:: Dataset section
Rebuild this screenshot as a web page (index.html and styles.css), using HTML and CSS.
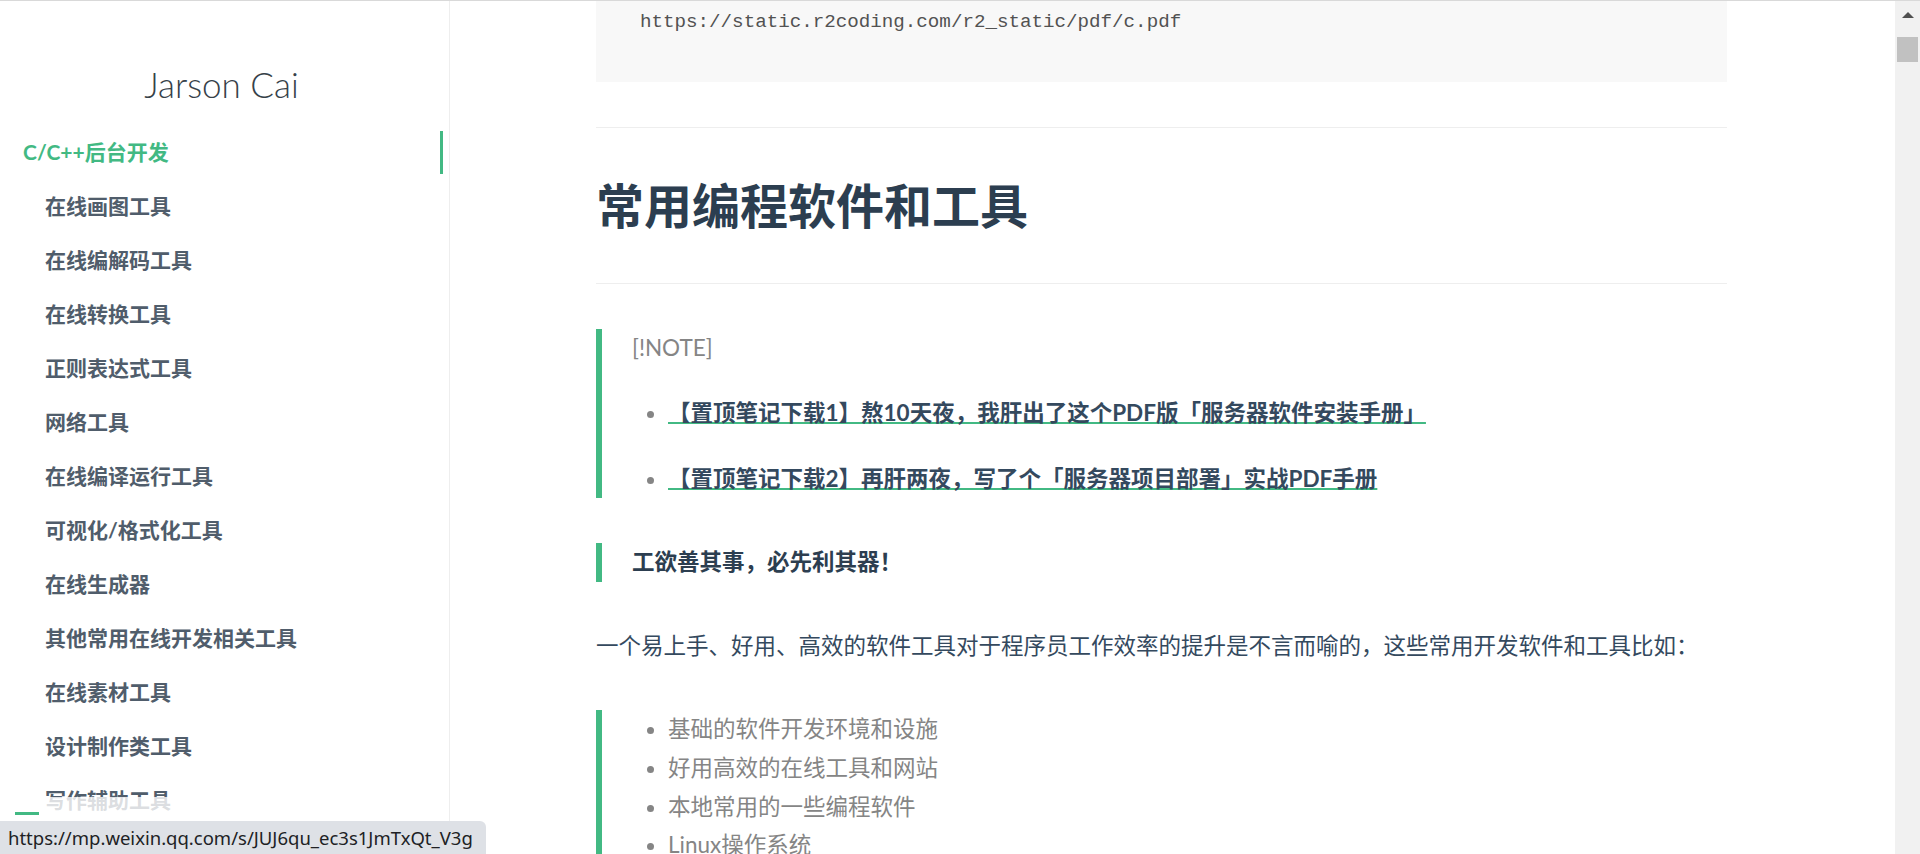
FILE: index.html
```html
<!DOCTYPE html>
<html>
  <head>
    <meta charset="utf-8">
    <title>常用编程软件和工具 - Jarson Cai</title>
    <link rel="stylesheet" href="styles.css">
  </head>
  <body>
    <div class="page">
      <aside class="sidebar">
        <h1 class="app-name">Jarson Cai</h1>
        <ul class="nav">
          <li class="active">
            <a href="#">C/C++后台开发</a>
            <ul class="sub">
              <li><a href="#">在线画图工具</a></li>
              <li><a href="#">在线编解码工具</a></li>
              <li><a href="#">在线转换工具</a></li>
              <li><a href="#">正则表达式工具</a></li>
              <li><a href="#">网络工具</a></li>
              <li><a href="#">在线编译运行工具</a></li>
              <li><a href="#">可视化/格式化工具</a></li>
              <li><a href="#">在线生成器</a></li>
              <li><a href="#">其他常用在线开发相关工具</a></li>
              <li><a href="#">在线素材工具</a></li>
              <li><a href="#">设计制作类工具</a></li>
              <li><a href="#">写作辅助工具</a></li>
            </ul>
          </li>
        </ul>
      </aside>

      <main class="content">
        <article class="markdown">
          <pre><code>https://static.r2coding.com/r2_static/pdf/c.pdf</code></pre>
          <hr>
          <h1>常用编程软件和工具</h1>
          <hr>

          <blockquote>
            <p class="tag">[!NOTE]</p>
            <ul class="links">
              <li><a href="#">【置顶笔记下载1】熬10天夜，我肝出了这个PDF版「服务器软件安装手册」</a></li>
              <li><a href="#">【置顶笔记下载2】再肝两夜，写了个「服务器项目部署」实战PDF手册</a></li>
            </ul>
          </blockquote>

          <blockquote>
            <p><strong>工欲善其事，必先利其器！</strong></p>
          </blockquote>

          <p>一个易上手、好用、高效的软件工具对于程序员工作效率的提升是不言而喻的，这些常用开发软件和工具比如：</p>

          <blockquote>
            <ul class="plain">
              <li>基础的软件开发环境和设施</li>
              <li>好用高效的在线工具和网站</li>
              <li>本地常用的一些编程软件</li>
              <li>Linux操作系统</li>
            </ul>
          </blockquote>
        </article>
      </main>

      <div class="scrollbar">
        <span class="arrow"></span>
        <span class="thumb"></span>
      </div>
    </div>

    <button class="sidebar-toggle"><span></span><span></span><span></span></button>
    <div class="status">https://mp.weixin.qq.com/s/JUJ6qu_ec3s1JmTxQt_V3g</div>
  </body>
</html>
```

FILE: styles.css
```css
body {
  margin: 0;
  height: 854px;
  overflow: hidden;
  border-top: 1px solid #d9d9d9;
  box-sizing: border-box;
  font-family: Lato, "Noto Sans CJK SC", sans-serif;
  font-size: 22.5px;
  color: #34495e;
  background: #fff;
}
a {
  text-decoration: none;
  color: inherit;
}
.page {
  display: flex;
  height: 853px;
}

/* sidebar */
.sidebar {
  width: 450px;
  flex-shrink: 0;
  box-sizing: border-box;
  border-right: 1px solid #eeeeee;
  padding: 62px 6px 0 0;
  color: #364149;
  overflow: hidden;
}
.app-name {
  margin: 0 0 25px;
  font-size: 35px;
  font-weight: 300;
  line-height: 43px;
  text-align: center;
  color: #364149;
}
.nav,
.nav ul {
  list-style: none;
  margin: 0;
  padding: 0;
}
.nav {
  margin-left: 23px;
}
.nav a {
  display: block;
  height: 43px;
  line-height: 42px;
  font-size: 21px;
  font-weight: 700;
  color: #505d6b;
}
.nav .active > a {
  color: #42b983;
  border-right: 3px solid #42b983;
}
.nav .sub {
  padding-left: 22px;
}
.nav .sub li {
  margin-top: 11px;
}

/* content */
.content {
  flex: 1;
  overflow: hidden;
}
.markdown {
  width: 1131px;
  margin-left: 146px;
}
.markdown pre {
  margin: 0;
  background: #f8f8f8;
  padding: 3px 44px 42px;
  font-family: "Liberation Mono", monospace;
  font-size: 19.2px;
  line-height: 36px;
}
.markdown pre code {
  font-family: inherit;
  font-size: inherit;
  line-height: inherit;
  color: #525252;
}
.markdown hr {
  border: none;
  border-bottom: 1px solid #eeeeee;
  margin: 45px 0;
  height: 0;
}
.markdown h1 {
  margin: 0;
  font-size: 48px;
  line-height: 65px;
  font-weight: 700;
  color: #2c3e50;
}
.markdown p {
  margin: 45px 0 0;
  line-height: 38.4px;
}
.markdown blockquote {
  margin: 45px 0 0;
  border-left: 6px solid #42b983;
  padding-left: 30px;
  color: #858585;
}
.markdown blockquote p {
  margin: 0;
}
.markdown blockquote strong {
  color: #2c3e50;
  font-weight: 700;
}
.markdown ul {
  margin: 0;
  padding-left: 36px;
}
.links li {
  margin-top: 27px;
  line-height: 38.4px;
}
.links a {
  color: #34495e;
  font-weight: 700;
  text-decoration: underline 2px #42b983;
  text-underline-offset: 1px;
}
.plain li {
  line-height: 38.8px;
}

/* fake window scrollbar */
.scrollbar {
  width: 25px;
  flex-shrink: 0;
  background: #f1f1f1;
  display: flex;
  flex-direction: column;
  align-items: center;
}
.arrow {
  margin-top: 11px;
  width: 0;
  height: 0;
  border-left: 6px solid transparent;
  border-right: 6px solid transparent;
  border-bottom: 6px solid #505050;
}
.thumb {
  margin-top: 19px;
  width: 21px;
  height: 25px;
  background: #c1c1c1;
}

/* overlays */
.sidebar-toggle {
  position: fixed;
  left: 0;
  bottom: 0;
  width: 426px;
  padding: 15px;
  border: 0;
  background: rgba(255, 255, 255, 0.8);
  text-align: left;
}
.sidebar-toggle span {
  display: block;
  width: 24px;
  height: 3px;
  margin-bottom: 6px;
  background: #42b983;
}
.status {
  position: fixed;
  left: 0;
  bottom: 0;
  width: 486px;
  height: 33px;
  box-sizing: border-box;
  padding-left: 8px;
  line-height: 33px;
  font-family: "Noto Sans", sans-serif;
  font-size: 18.5px;
  color: #202124;
  background: #dee1e6;
  border-top-right-radius: 6px;
  white-space: nowrap;
}
```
::::
* **Work to be completed**
Every line of the data should be copied as it stands, without the images.

* **Full response**
Rebuild this screenshot as a web page (index.html and styles.css), using HTML and CSS.
FILE: index.html
```html
<!DOCTYPE html>
<html>
  <head>
    <meta charset="utf-8">
    <title>常用编程软件和工具 - Jarson Cai</title>
    <link rel="stylesheet" href="styles.css">
  </head>
  <body>
    <div class="page">
      <aside class="sidebar">
        <h1 class="app-name">Jarson Cai</h1>
        <ul class="nav">
          <li class="active">
            <a href="#">C/C++后台开发</a>
            <ul class="sub">
              <li><a href="#">在线画图工具</a></li>
              <li><a href="#">在线编解码工具</a></li>
              <li><a href="#">在线转换工具</a></li>
              <li><a href="#">正则表达式工具</a></li>
              <li><a href="#">网络工具</a></li>
              <li><a href="#">在线编译运行工具</a></li>
              <li><a href="#">可视化/格式化工具</a></li>
              <li><a href="#">在线生成器</a></li>
              <li><a href="#">其他常用在线开发相关工具</a></li>
              <li><a href="#">在线素材工具</a></li>
              <li><a href="#">设计制作类工具</a></li>
              <li><a href="#">写作辅助工具</a></li>
            </ul>
          </li>
        </ul>
      </aside>

      <main class="content">
        <article class="markdown">
          <pre><code>https://static.r2coding.com/r2_static/pdf/c.pdf</code></pre>
          <hr>
          <h1>常用编程软件和工具</h1>
          <hr>

          <blockquote>
            <p class="tag">[!NOTE]</p>
            <ul class="links">
              <li><a href="#">【置顶笔记下载1】熬10天夜，我肝出了这个PDF版「服务器软件安装手册」</a></li>
              <li><a href="#">【置顶笔记下载2】再肝两夜，写了个「服务器项目部署」实战PDF手册</a></li>
            </ul>
          </blockquote>

          <blockquote>
            <p><strong>工欲善其事，必先利其器！</strong></p>
          </blockquote>

          <p>一个易上手、好用、高效的软件工具对于程序员工作效率的提升是不言而喻的，这些常用开发软件和工具比如：</p>

          <blockquote>
            <ul class="plain">
              <li>基础的软件开发环境和设施</li>
              <li>好用高效的在线工具和网站</li>
              <li>本地常用的一些编程软件</li>
              <li>Linux操作系统</li>
            </ul>
          </blockquote>
        </article>
      </main>

      <div class="scrollbar">
        <span class="arrow"></span>
        <span class="thumb"></span>
      </div>
    </div>

    <button class="sidebar-toggle"><span></span><span></span><span></span></button>
    <div class="status">https://mp.weixin.qq.com/s/JUJ6qu_ec3s1JmTxQt_V3g</div>
  </body>
</html>
```

FILE: styles.css
```css
body {
  margin: 0;
  height: 854px;
  overflow: hidden;
  border-top: 1px solid #d9d9d9;
  box-sizing: border-box;
  font-family: Lato, "Noto Sans CJK SC", sans-serif;
  font-size: 22.5px;
  color: #34495e;
  background: #fff;
}
a {
  text-decoration: none;
  color: inherit;
}
.page {
  display: flex;
  height: 853px;
}

/* sidebar */
.sidebar {
  width: 450px;
  flex-shrink: 0;
  box-sizing: border-box;
  border-right: 1px solid #eeeeee;
  padding: 62px 6px 0 0;
  color: #364149;
  overflow: hidden;
}
.app-name {
  margin: 0 0 25px;
  font-size: 35px;
  font-weight: 300;
  line-height: 43px;
  text-align: center;
  color: #364149;
}
.nav,
.nav ul {
  list-style: none;
  margin: 0;
  padding: 0;
}
.nav {
  margin-left: 23px;
}
.nav a {
  display: block;
  height: 43px;
  line-height: 42px;
  font-size: 21px;
  font-weight: 700;
  color: #505d6b;
}
.nav .active > a {
  color: #42b983;
  border-right: 3px solid #42b983;
}
.nav .sub {
  padding-left: 22px;
}
.nav .sub li {
  margin-top: 11px;
}

/* content */
.content {
  flex: 1;
  overflow: hidden;
}
.markdown {
  width: 1131px;
  margin-left: 146px;
}
.markdown pre {
  margin: 0;
  background: #f8f8f8;
  padding: 3px 44px 42px;
  font-family: "Liberation Mono", monospace;
  font-size: 19.2px;
  line-height: 36px;
}
.markdown pre code {
  font-family: inherit;
  font-size: inherit;
  line-height: inherit;
  color: #525252;
}
.markdown hr {
  border: none;
  border-bottom: 1px solid #eeeeee;
  margin: 45px 0;
  height: 0;
}
.markdown h1 {
  margin: 0;
  font-size: 48px;
  line-height: 65px;
  font-weight: 700;
  color: #2c3e50;
}
.markdown p {
  margin: 45px 0 0;
  line-height: 38.4px;
}
.markdown blockquote {
  margin: 45px 0 0;
  border-left: 6px solid #42b983;
  padding-left: 30px;
  color: #858585;
}
.markdown blockquote p {
  margin: 0;
}
.markdown blockquote strong {
  color: #2c3e50;
  font-weight: 700;
}
.markdown ul {
  margin: 0;
  padding-left: 36px;
}
.links li {
  margin-top: 27px;
  line-height: 38.4px;
}
.links a {
  color: #34495e;
  font-weight: 700;
  text-decoration: underline 2px #42b983;
  text-underline-offset: 1px;
}
.plain li {
  line-height: 38.8px;
}

/* fake window scrollbar */
.scrollbar {
  width: 25px;
  flex-shrink: 0;
  background: #f1f1f1;
  display: flex;
  flex-direction: column;
  align-items: center;
}
.arrow {
  margin-top: 11px;
  width: 0;
  height: 0;
  border-left: 6px solid transparent;
  border-right: 6px solid transparent;
  border-bottom: 6px solid #505050;
}
.thumb {
  margin-top: 19px;
  width: 21px;
  height: 25px;
  background: #c1c1c1;
}

/* overlays */
.sidebar-toggle {
  position: fixed;
  left: 0;
  bottom: 0;
  width: 426px;
  padding: 15px;
  border: 0;
  background: rgba(255, 255, 255, 0.8);
  text-align: left;
}
.sidebar-toggle span {
  display: block;
  width: 24px;
  height: 3px;
  margin-bottom: 6px;
  background: #42b983;
}
.status {
  position: fixed;
  left: 0;
  bottom: 0;
  width: 486px;
  height: 33px;
  box-sizing: border-box;
  padding-left: 8px;
  line-height: 33px;
  font-family: "Noto Sans", sans-serif;
  font-size: 18.5px;
  color: #202124;
  background: #dee1e6;
  border-top-right-radius: 6px;
  white-space: nowrap;
}
```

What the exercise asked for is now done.